Bell Canada signage is pictured in Ottawa on Wednesday, Sept. 7, 2022. Sean Kilpatrick/The Canadian Press.

Second, the government promoted Bill C-18 as providing hundreds of millions to broadcasters for news. Indeed, the Parliamentary Budget Officer estimated that it would generate $329 million, with 75 percent of that money going to broadcasters. Given Bell’s position in the market, it stood to be one of the two largest recipients of those revenues (alongside the CBC), amounting to tens of millions per year. But as everyone knows, Bill C-18 ultimately only generated a fraction of what was promised, with a single $100 million payment from Google shared among all sectors.
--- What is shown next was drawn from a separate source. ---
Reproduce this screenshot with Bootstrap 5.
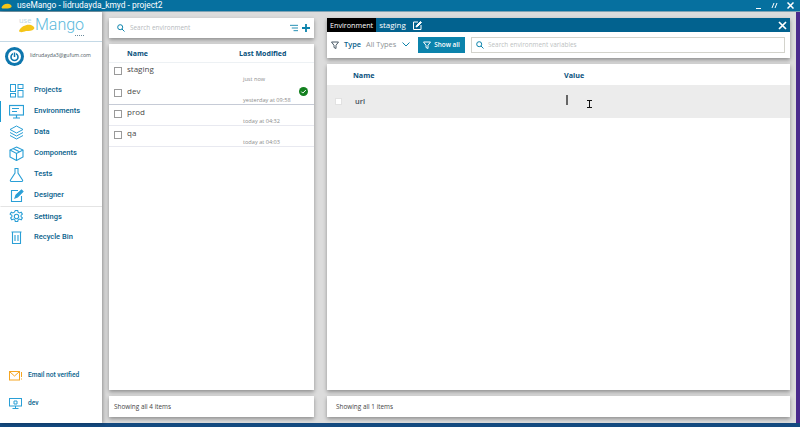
<!DOCTYPE html>
<html lang="en"><head><meta charset="utf-8">
<title>useMango</title>
<link rel="stylesheet" href="https://cdn.jsdelivr.net/npm/bootstrap@5.3.0/dist/css/bootstrap.min.css">
<style>
html,body{height:427px;overflow:hidden;}
body{background:#dcdcdc;font-family:"Open Sans","Noto Sans",sans-serif;color:#333;font-size:8px;}
.app-root{width:800px;height:427px;}
.title-bar{height:12px;background:#06709f;border-bottom:1px solid #7fa3b4;color:#fff;font-family:Roboto,sans-serif;font-size:8.4px;line-height:11px;padding-right:2px;flex:none;}
.title-logo{width:11px;height:6px;margin:0 5px 0 1px;}
.win-btn{width:16px;display:flex;align-items:center;justify-content:center;}
.win-btn svg{width:7px;height:7px;}
.mid-area{min-height:0;flex:1;}
.side-bar{width:102px;background:#fff;flex:none;box-shadow:1px 0 4px rgba(0,0,0,.35);z-index:1;}
.logo-box{height:30px;border-bottom:1px solid #c4d9e6;padding-left:19px;padding-bottom:4px;}
.logo-use{color:#bcd7e4;font-size:7.5px;line-height:8px;width:16px;height:17px;}
.logo-use svg{left:0;top:8px;}
.logo-word{color:#5bb9dc;font-family:Roboto,sans-serif;font-size:16px;line-height:18px;font-weight:300;position:relative;}
.logo-dots{position:absolute;right:0;bottom:-2px;width:9px;border-top:1px dotted #6a8a9c;}
.user-row{height:28px;font-size:5.2px;color:#4c5b64;padding-left:5px;gap:6px;margin-bottom:9.5px;}
.nav-row{height:21px;padding-left:8px;gap:10px;color:#07618c;font-family:Roboto,sans-serif;font-size:7.5px;font-weight:500;border-left:1px solid transparent;}
.nav-row svg{width:15px;height:15px;flex:none;}
.nav-on{border-left-color:#1a9ad0;}
.nav-split{border-top:1px solid #e4e4e4;}
.side-foot{height:21px;padding-left:9px;gap:6px;color:#07618c;font-family:Roboto,sans-serif;font-size:6.6px;font-weight:500;}
.side-gap{height:7px;}
.foot-last{margin-bottom:9px;}
.stage{padding:6px 10px 6px 7px;gap:13px;min-width:0;position:relative;}
.stage-end{width:4px;background:#4a2a8c;flex:none;}
.left-col{width:205px;flex:none;gap:6px;}
.right-col{width:463px;flex:none;gap:6px;}
.panel{background:#fff;box-shadow:0 2px 4px rgba(0,0,0,.35);}
.search-card{height:20px;padding:0 4px 0 8px;color:#b5b9bc;font-size:6.4px;}
.search-card svg{width:8px;height:8px;margin-right:5px;flex:none;}
.list-card{flex:1;min-height:0;}
.foot-card{height:21px;flex:none;padding-left:9px;font-size:6.4px;color:#444;}
.foot-tight{padding-left:5px;}
.list-head{height:19px;padding-top:2px;color:#07507c;font-size:7px;font-weight:700;border-bottom:1px solid #edf1f4;}
.head-name{padding-left:18px;width:130px;}
.env-row{height:21px;position:relative;color:#4a4a4a;font-size:8px;padding-top:1px;border-bottom:1px solid #e8e9f0;padding-left:5px;}
.env-first{padding-top:0;}
.env-line{border-bottom-color:#c6cbd6;}
.env-none{border-bottom-color:transparent;}
.tick-box{width:8px;height:8px;border:1px solid #9a9a9a;background:#fff;margin-right:5px;flex:none;margin-top:-1px;}
.env-date{position:absolute;left:134px;bottom:0;font-size:5.6px;color:#8c8c8c;}
.env-ok{position:absolute;right:6px;top:3px;width:9px;height:9px;}
.blue-head{height:14px;background:#02628f;color:#fff;font-size:8px;}
.black-tag{background:#000;height:14px;padding:0 3px;font-size:7.2px;line-height:14px;margin-right:3px;}
.edit-mark{width:9px;height:9px;margin-left:7px;}
.close-mark{width:9px;height:9px;margin-left:auto;margin-right:3px;}
.tool-row{height:26px;padding:0 4px;}
.tool-row svg.fun{width:8px;height:8px;flex:none;}
.type-lab{color:#07618c;font-size:7.4px;font-weight:600;margin-left:5px;}
.type-sel{color:#8d9296;font-size:7.4px;margin-left:5px;width:44px;margin-right:8px;}
.show-btn{background:#0b83ac;color:#fff;font-size:6.4px;font-weight:600;height:16px;width:47px;border-radius:0;padding:0;gap:3px;--bs-btn-color:#fff;--bs-btn-bg:#0b83ac;--bs-btn-border-color:#0b83ac;}
.search-wide{height:16px;flex:1;border:1px solid #d3d3cc;margin-left:6px;margin-right:1px;color:#bcbfc2;font-size:6.4px;padding-left:4px;}
.search-wide svg{width:8px;height:8px;margin-right:4px;}
.table-card{flex:1;min-height:0;}
.tab-head{height:21px;padding-top:1px;color:#07507c;font-size:7.2px;font-weight:700;}
.col-one{width:237px;padding-left:26px;flex:none;}
.tab-row{height:33px;background:#ececec;color:#3d4a55;font-size:7.4px;font-weight:600;position:relative;}
.tab-check{width:7px;height:7px;background:#fff;border:1px solid #e2e2e2;margin-left:8px;margin-right:13px;flex:none;}
.tab-name{width:211px;flex:none;}
.caret-bar{width:2px;height:10px;background:#666;margin-top:-3px;}
.i-beam{position:absolute;left:260px;top:15px;width:5px;height:8px;}
.base-strip{height:4px;background:#144a80;flex:none;}
</style></head>
<body>
<div class="app-root d-flex flex-column">
  <div class="title-bar d-flex align-items-center">
    <svg class="title-logo" viewBox="0 0 22 12"><path d="M1 9C3 3 10 0 16 2c4 1 6 4 5 6-2 3-7 3-11 3-4 0-8 1-9-2z" fill="#f5c518"/></svg>
    <span>useMango - lidrudayda_kmyd - project2</span>
    <span class="win-btn ms-auto"><svg viewBox="0 0 7 7" stroke="#fff"><path d="M1 6.500h5"/></svg></span>
    <span class="win-btn"><svg viewBox="0 0 7 7" stroke="#fff"><path d="M1 6l2-5M4 6l2-5"/></svg></span>
    <span class="win-btn"><svg viewBox="0 0 7 7" stroke="#fff" stroke-width="1.500"><path d="M.5 .5l6 6M6.500 .5l-6 6"/></svg></span>
  </div>
  <div class="mid-area d-flex">
    <aside class="side-bar d-flex flex-column">
      <div class="logo-box d-flex align-items-center">
        <div class="position-relative logo-use">use
          <svg class="position-absolute" width="16" height="9" viewBox="0 0 16 9"><path d="M0 7C2 2 8 0 12 1c3 1 4 3 3 4-2 2-5 2-8 2-3 1-6 2-7 0z" fill="#f5c518"/></svg>
        </div>
        <div class="logo-word">Mango<span class="logo-dots"></span></div>
      </div>
      <div class="user-row d-flex align-items-center">
        <svg width="19" height="19" viewBox="0 0 19 19"><circle cx="9.500" cy="9.500" r="9.500" fill="#0d76ad"/><circle cx="9.500" cy="9.500" r="6.500" fill="#fff"/><circle cx="9.500" cy="10" r="3.500" fill="none" stroke="#0d76ad" stroke-width="1.600"/><path d="M9.500 5v5" stroke="#fff" stroke-width="3"/><path d="M9.500 5.500v4.500" stroke="#0d76ad" stroke-width="1.500"/></svg>
        <span>lidrudayda3@gufum.com</span>
      </div>
      <div>
        <div class="nav-row d-flex align-items-center"><svg viewBox="0 0 15 15" fill="none" stroke="#2a9fd6" stroke-width="1"><rect x="1.500" y="1.500" width="5" height="7"/><rect x="9" y="1.500" width="5" height="4"/><rect x="1.500" y="10.500" width="5" height="3.500"/><rect x="9" y="7.500" width="5" height="6.500"/></svg>Projects</div>
        <div class="nav-row nav-on d-flex align-items-center"><svg viewBox="0 0 15 15" fill="none" stroke="#2a9fd6" stroke-width="1.200"><rect x="0.500" y="1.500" width="14" height="9.500"/><path d="M3 4.500h7M3 7.500h5M7.500 11v2.500M4 14h7"/></svg>Environments</div>
        <div class="nav-row d-flex align-items-center"><svg viewBox="0 0 15 15" fill="none" stroke="#2a9fd6" stroke-width="1"><path d="M7.500 1 14 4.500 7.500 8 1 4.500z"/><path d="M1 7.500 7.500 11 14 7.500M1 10.500 7.500 14 14 10.500"/></svg>Data</div>
        <div class="nav-row d-flex align-items-center"><svg viewBox="0 0 15 15" fill="none" stroke="#2a9fd6" stroke-width="1.100"><path d="M7.500 1 14 4v7l-6.500 3.500L1 11V4z"/><path d="M1 4l6.500 3.500L14 4M7.500 7.500v7M4 2.500l6.500 3.300"/></svg>Components</div>
        <div class="nav-row d-flex align-items-center"><svg viewBox="0 0 15 15" fill="none" stroke="#2a9fd6" stroke-width="1.100"><path d="M5.500 1.500h4M6 1.500v4.500L1.500 13c-.4.8 0 1.500 1 1.500h10c1 0 1.400-.7 1-1.500L9 6V1.500"/></svg>Tests</div>
        <div class="nav-row d-flex align-items-center"><svg viewBox="0 0 15 15" fill="none" stroke="#2a9fd6" stroke-width="1.100"><path d="M9 2.500H2.500v11h10V8"/><path d="M6 10l1-3 5.500-5 1.500 1.500L8.500 9z" fill="#2a9fd6"/></svg>Designer</div>
        <div class="nav-row nav-split d-flex align-items-center"><svg viewBox="0 0 15 15" fill="none" stroke="#2a9fd6" stroke-width="1.100"><circle cx="7.500" cy="7.500" r="2.200"/><path d="M6.300 1.500h2.400l.4 1.700 1.500.7 1.600-.8 1.200 2-1.300 1.100v1.600l1.300 1.100-1.200 2-1.600-.8-1.500.7-.4 1.700H6.300l-.4-1.700-1.500-.7-1.600.8-1.200-2 1.300-1.100V6.200L1.100 5.100l1.200-2 1.600.8 1.500-.7z"/></svg>Settings</div>
        <div class="nav-row d-flex align-items-center"><svg viewBox="0 0 15 15" fill="none" stroke="#2a9fd6" stroke-width="1.100"><path d="M2.500 2h10M3.500 2v11.500h8V2M6 5v6M9 5v6"/></svg>Recycle Bin</div>
      </div>
      <div class="flex-grow-1"></div>
      <div class="side-foot d-flex align-items-center"><svg width="13" height="10" viewBox="0 0 13 10" fill="none" stroke="#f5a623"><rect x="0.500" y="0.500" width="10" height="8.500"/><path d="M1 1l4.500 4L10 1"/><path d="M12.500 1v5M12.500 7.500v1" stroke-width="1"/></svg>Email not verified</div>
      <div class="side-gap"></div>
      <div class="side-foot foot-last d-flex align-items-center"><svg width="13" height="11" viewBox="0 0 13 11" fill="none" stroke="#2a9fd6"><rect x="0.500" y="0.500" width="12" height="7.500"/><path d="M6.500 8v2M3.500 10.500h6M5 3h3v3H5z"/></svg>dev</div>
    </aside>
    <main class="stage d-flex flex-grow-1">
      <div class="left-col d-flex flex-column">
        <div class="panel search-card d-flex align-items-center">
          <svg viewBox="0 0 8 8" fill="none" stroke="#0b83ac"><circle cx="3.200" cy="3.200" r="2.500"/><path d="M5 5l2.500 2.500"/></svg>
          <span>Search environment</span>
          <svg class="ms-auto me-1" viewBox="0 0 9 8" fill="none" stroke="#0b83ac"><path d="M0 1h9M2 4h7M4 7h5"/></svg>
          <svg class="m-0" viewBox="0 0 8 8" fill="none" stroke="#0b83ac" stroke-width="1.800"><path d="M4 0v8M0 4h8"/></svg>
        </div>
        <div class="panel list-card">
          <div class="list-head d-flex align-items-center"><span class="head-name">Name</span><span>Last Modified</span></div>
          <div class="env-row env-first env-none d-flex align-items-start"><span class="tick-box mt-1"></span>staging<span class="env-date">just now</span></div>
          <div class="env-row env-line d-flex align-items-start"><span class="tick-box mt-1"></span>dev<span class="env-date">yesterday at 09:58</span>
            <svg class="env-ok" viewBox="0 0 9 9"><circle cx="4.500" cy="4.500" r="4.500" fill="#13801f"/><path d="M2.300 4.600l1.500 1.500 3-3" fill="none" stroke="#fff"/></svg></div>
          <div class="env-row d-flex align-items-start"><span class="tick-box mt-1"></span>prod<span class="env-date">today at 04:32</span></div>
          <div class="env-row d-flex align-items-start"><span class="tick-box mt-1"></span>qa<span class="env-date">today at 04:03</span></div>
        </div>
        <div class="panel foot-card foot-tight d-flex align-items-center">Showing all 4 items</div>
      </div>
      <div class="right-col d-flex flex-column">
        <div class="panel">
          <div class="blue-head d-flex align-items-center">
            <span class="black-tag">Environment</span><span>staging</span>
            <svg class="edit-mark" viewBox="0 0 9 9" fill="none" stroke="#fff"><path d="M5 1H.5v7.500H8V4"/><path d="M3 6l.5-1.500L7.500.5 8.500 1.500l-4 4z" fill="#fff"/></svg>
            <svg class="close-mark" viewBox="0 0 9 9" stroke="#fff" stroke-width="1.700"><path d="M1 1l7 7M8 1l-7 7"/></svg>
          </div>
          <div class="tool-row d-flex align-items-center">
            <svg class="fun" viewBox="0 0 8 8" fill="none" stroke="#4a5a66"><path d="M.5 1h7L5 4.300V7.500L3 6.500V4.300z"/></svg>
            <span class="type-lab">Type</span>
            <span class="type-sel d-flex align-items-center">All Types
              <svg class="ms-auto" width="8" height="5" viewBox="0 0 8 5" fill="none" stroke="#0b83ac"><path d="M.5.500 4 4 7.500.5"/></svg></span>
            <button type="button" class="btn show-btn d-flex align-items-center justify-content-center"><svg class="fun" viewBox="0 0 8 8" fill="none" stroke="#fff"><path d="M.5 1h7L5 4.300V7.500L3 6.500V4.300z"/></svg>Show all</button>
            <div class="search-wide d-flex align-items-center"><svg viewBox="0 0 8 8" fill="none" stroke="#0b83ac"><circle cx="3.200" cy="3.200" r="2.500"/><path d="M5 5l2.500 2.500"/></svg>Search environment variables</div>
          </div>
        </div>
        <div class="panel table-card">
          <div class="tab-head d-flex align-items-center"><span class="col-one">Name</span><span>Value</span></div>
          <div class="tab-row d-flex align-items-center"><span class="tab-check"></span><span class="tab-name">url</span><span class="caret-bar"></span>
            <svg class="i-beam" viewBox="0 0 5 8" fill="none" stroke="#111"><path d="M0 .5h5M0 7.500h5M2.500 .5v7"/></svg></div>
        </div>
        <div class="panel foot-card d-flex align-items-center">Showing all 1 items</div>
      </div>
    </main>
    <div class="stage-end"></div>
  </div>
  <div class="base-strip"></div>
</div>
<script src="https://cdn.jsdelivr.net/npm/bootstrap@5.3.0/dist/js/bootstrap.bundle.min.js"></script>
</body></html>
Once the administrative costs and lost Meta deals are taken into account, that number is closer to $75 million, some of which is a re-allocation of existing Google money.

For Bell, the revenues are even smaller, however, because the government then decided to cap the amount allocated from Bill C-18 to broadcasters at 30 percent or $30 million (the CBC picks up another 7 percent). In other words, broadcasters went from expecting a quarter billion dollars in annual payments from Bill C-18  to support news to just $37 million for the entire television and radio broadcast sector. Further, those radio stations that do not produce news content to be made available online aren’t eligible for anything and everyone has lost traffic and the resulting ad revenue due to the removal of links on Meta. To suggest that this had no impact on Bell’s media decisions this week is to engage in the same policy fantasies of the past few years that have cost hundreds of millions of dollars and placed the independence of Canadian media at risk.